Il ragionamento del giudice d’appello trae un’unica conseguenza dai fatti accertati in giudizio, ossia che la condotta professionale del legale sia stata inadeguata, ma è carente nell’individuazione dei fatti, anche dal punto di vista cronologico, dal quale trae la conseguenza.

Il primo ed il secondo motivo del ricorso sono, per quanto motivato, fondati.

La fondatezza dei primi due motivi di ricorso comporta assorbimento del terzo.
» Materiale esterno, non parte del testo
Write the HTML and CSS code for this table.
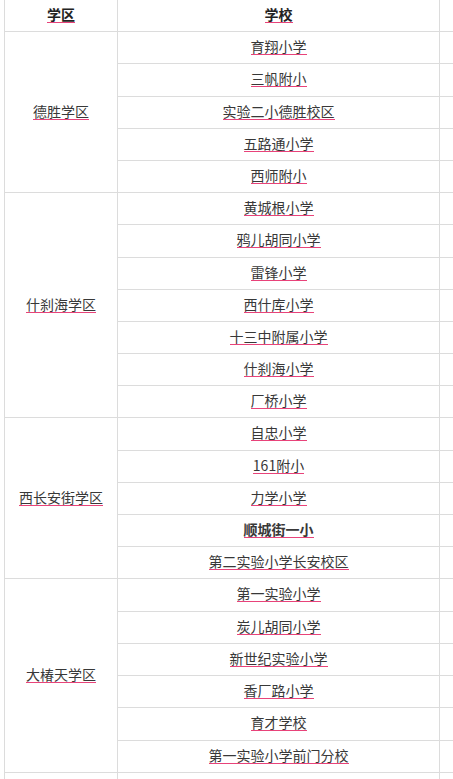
FILE: index.html
```html
<!DOCTYPE html>
<html lang="zh">
<head>
<meta charset="utf-8">
<link rel="stylesheet" href="styles.css">
</head>
<body>
<div class="wrap">
<table class="schools">
  <colgroup><col class="c1"><col class="c2"><col class="c3"></colgroup>
  <thead>
    <tr><th><span class="u">学区</span></th><th><span class="u">学校</span></th><th></th></tr>
  </thead>
  <tbody>
    <tr><td rowspan="5"><span class="u">德胜学区</span></td><td><span class="u">育翔小学</span></td><td></td></tr>
    <tr class="tall"><td><span class="u">三帆附小</span></td><td></td></tr>
    <tr><td><span class="u">实验二小德胜校区</span></td><td></td></tr>
    <tr><td><span class="u">五路通小学</span></td><td></td></tr>
    <tr><td><span class="u">西师附小</span></td><td></td></tr>

    <tr><td rowspan="7"><span class="u">什刹海学区</span></td><td><span class="u">黄城根小学</span></td><td></td></tr>
    <tr class="tall"><td><span class="u">鸦儿胡同小学</span></td><td></td></tr>
    <tr><td><span class="u">雷锋小学</span></td><td></td></tr>
    <tr><td><span class="u">西什库小学</span></td><td></td></tr>
    <tr><td><span class="u">十三中附属小学</span></td><td></td></tr>
    <tr><td><span class="u">什刹海小学</span></td><td></td></tr>
    <tr><td><span class="u">厂桥小学</span></td><td></td></tr>

    <tr class="tall"><td rowspan="5"><span class="u">西长安街学区</span></td><td><span class="u">自忠小学</span></td><td></td></tr>
    <tr><td><span class="u">161附小</span></td><td></td></tr>
    <tr><td><span class="u">力学小学</span></td><td></td></tr>
    <tr><td><span class="u b">顺城街一小</span></td><td></td></tr>
    <tr><td><span class="u">第二实验小学长安校区</span></td><td></td></tr>

    <tr class="tall"><td rowspan="6"><span class="u">大椿天学区</span></td><td><span class="u">第一实验小学</span></td><td></td></tr>
    <tr><td><span class="u">炭儿胡同小学</span></td><td></td></tr>
    <tr><td><span class="u">新世纪实验小学</span></td><td></td></tr>
    <tr><td><span class="u">香厂路小学</span></td><td></td></tr>
    <tr class="tall"><td><span class="u">育才学校</span></td><td></td></tr>
    <tr><td><span class="u">第一实验小学前门分校</span></td><td></td></tr>

    <tr><td></td><td></td><td></td></tr>
  </tbody>
</table>
</div>
</body>
</html>
```

FILE: styles.css
```css
html, body {
  margin: 0;
  padding: 0;
  overflow: hidden;
  background: #fff;
}
.wrap {
  width: 453px;
  height: 779px;
  overflow: hidden;
  padding-left: 4px;
  box-sizing: border-box;
}
.schools {
  border-collapse: collapse;
  table-layout: fixed;
  width: 600px;
  margin-top: -1px;
  font-family: "Microsoft YaHei", "Noto Sans CJK SC", sans-serif;
  font-size: 14px;
  color: #383838;
}
.c1 { width: 113px; }
.c2 { width: 322px; }
.c3 { width: 165px; }
.schools th,
.schools td {
  border: 1px solid #dcdcdc;
  padding: 4px 4px 6px;
  line-height: 21px;
  text-align: center;
  vertical-align: middle;
  font-weight: normal;
}
.schools .tall td {
  padding-bottom: 7px;
}
.schools .tall td[rowspan] {
  padding-bottom: 6px;
}
.schools th {
  font-weight: bold;
  color: #222;
}
.u {
  display: inline-block;
  line-height: 16px;
  border-bottom: 1px solid #e8437a;
}
.b { font-weight: bold; }
```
Il ricorso è, pertanto, accolto.

Non essendo necessari ulteriori accertamenti in fatto, trattandosi di controversia di carattere documentale nelle fasi di merito e non sussistendo contrasto in punto di ricostruzione della vicenda intercorsa tra le parti, la causa può essere decisa nel merito, ai sensi dell’art. 384 c.p.c., comma 2, con rigetto della domanda proposta in primo grado da C.C..

L’esito della lite, che ha visto il rigetto della domanda in primo grado ed il suo accoglimento in appello, consente di ritenere sussistenti idonee ragioni, anche alla stregua della più recente affermazione del giudice delle leggi (in particolare: Corte Cost. n. 77 del 19 aprile 2018 ha dichiarato l’illegittimità costituzionale dell’art. 92 c.p.c., comma 2, nella parte in cui non prevede che il giudice possa compensare le spese tra le parti, parzialmente o per intero, anche qualora sussistano altre analoghe gravi ed eccezionali ragioni), per disporre integrale compensazione delle spese di tutti i gradi del giudizio.

All’accoglimento dell’impugnazione consegue che deve darsi atto dell’insussistenza, ai sensi del D.P.R. n. 115 del 2002, art. 13, comma 1 quater, dei presupposti per il versamento da parte della ricorrente, dell’ulteriore importo a titolo di contributo unificato pari a quello dovuto per il ricorso principale, a norma dello stesso art. 13, comma 1 bis.

P.Q.M.

accoglie il ricorso;

cassa la sentenza impugnata e decidendo nel merito rigetta la domanda proposta in primo grado;

compensa tra le parti le spese di tutti i gradi del giudizio.

Ai sensi del D.P.R. n. 115 del 2002, art. 13, comma 1 quater, dà atto della non sussistenza dei presupposti per il versamento da parte della ricorrente, dell’ulteriore importo a titolo di contributo unificato pari a quello dovuto per il ricorso principale, a norma dello stesso art. 13, comma 1 bis.

Così deciso in Roma, nella Camera di consiglio della Corte di Cassazione, Sezione Terza Civile, il 19 dicembre 2019.